O ‘Cantor dos Faroestes’ - Dois anos após a morte da esposa Nan Grey em 1993, Frankie Laine passou a namorar Anita Craighead, sua noiva por três anos. Surpreendentemen-te, em 1999 Laine se casou não com a noiva, mas sim com Marcia Ann Kline, com quem ficou casado até falecer em 6 de fevereiro de 2007, aos 94 anos de idade. Frankie Laine havia se submetido a uma cirurgia do fêmur quando sofreu uma parada cardíaca. Por mais de 60 anos Frankie Laine empolgou o mundo com sua voz extraordinária e versatilidade incomum. A voz de Frankie possibilitava que ele fizesse modulações na mesma canção passando do metálico mais ardido ao aveludado mais suave, sempre com ritmo envolvente. Frankie Laine vendeu mais de cem milhões de discos, obtendo 21 Discos de Ouro e alguns desses números foram alcançados com as inesquecíveis canções que cantou em faroestes, fazendo de Frankie Laine o ‘Cantor dos Faroestes’.  Melhor reconhecimento não poderia haver que aquele quando, em 1998, na 16.ª premiação do Golden Boot Awards, a Motion Picture and Television Fund premiou Clayton Moore, os irmãos Carradine (David, Keith e Robert), Patrick Wayne e Barbara Stanwyck e premiou também Frankie Laine com o Golden Boot. Prêmio mais que merecido pela contribuição do extraordinário cantor ao gênero western.



Um comentário:

  1. Prezado Darci,

    Excelente artigo sobre Frankie Laine o mais conhecido intérprete de canções que em geral acompanhavam os créditos dos filmes, sendo a maioria westerns, como você comentou. Sempre, com sua voz forte e marcante, causava o primeiro impacto e algumas vezes era melhor do que o filme em si.

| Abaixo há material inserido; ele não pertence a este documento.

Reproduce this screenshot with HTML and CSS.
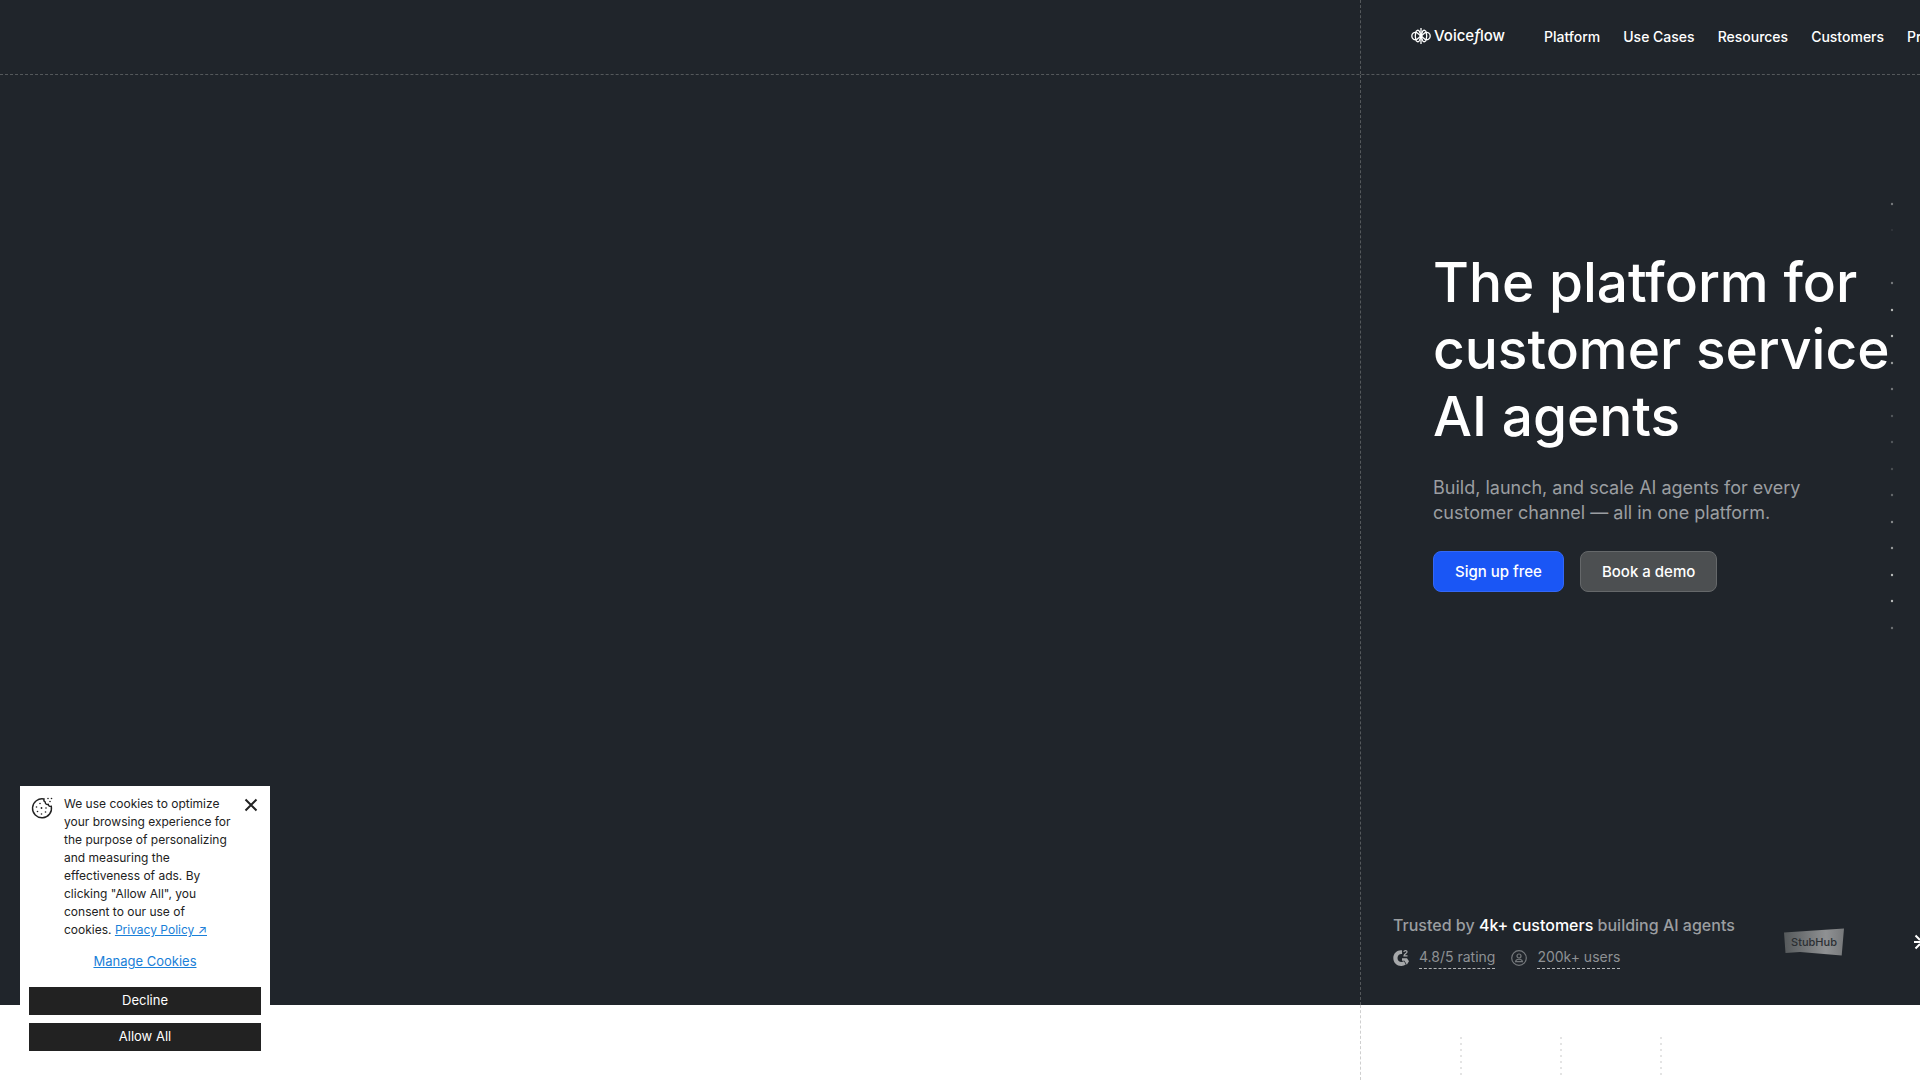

    Acho suas mais marcantes interpretações em "Gunfightl at the OK Corral" e "3:10 to Yuma". No entanto, em "Matar ou Morrer" (High Noon) prefiro a original por Tex Ritter devido, em minha opinião, estar mais adequada ao enredo por atuar como um narrador em diversos momentos do filme. É em ritmo de balada acompanhada somente por um violão executado pelo próprio Ritter.

    Possuo dois CD (F L on the Trail e F L Rides Again) com todas as suas gravações originais e regravações de outros cantores como "North to Alaska", "Hanging Tree" etc.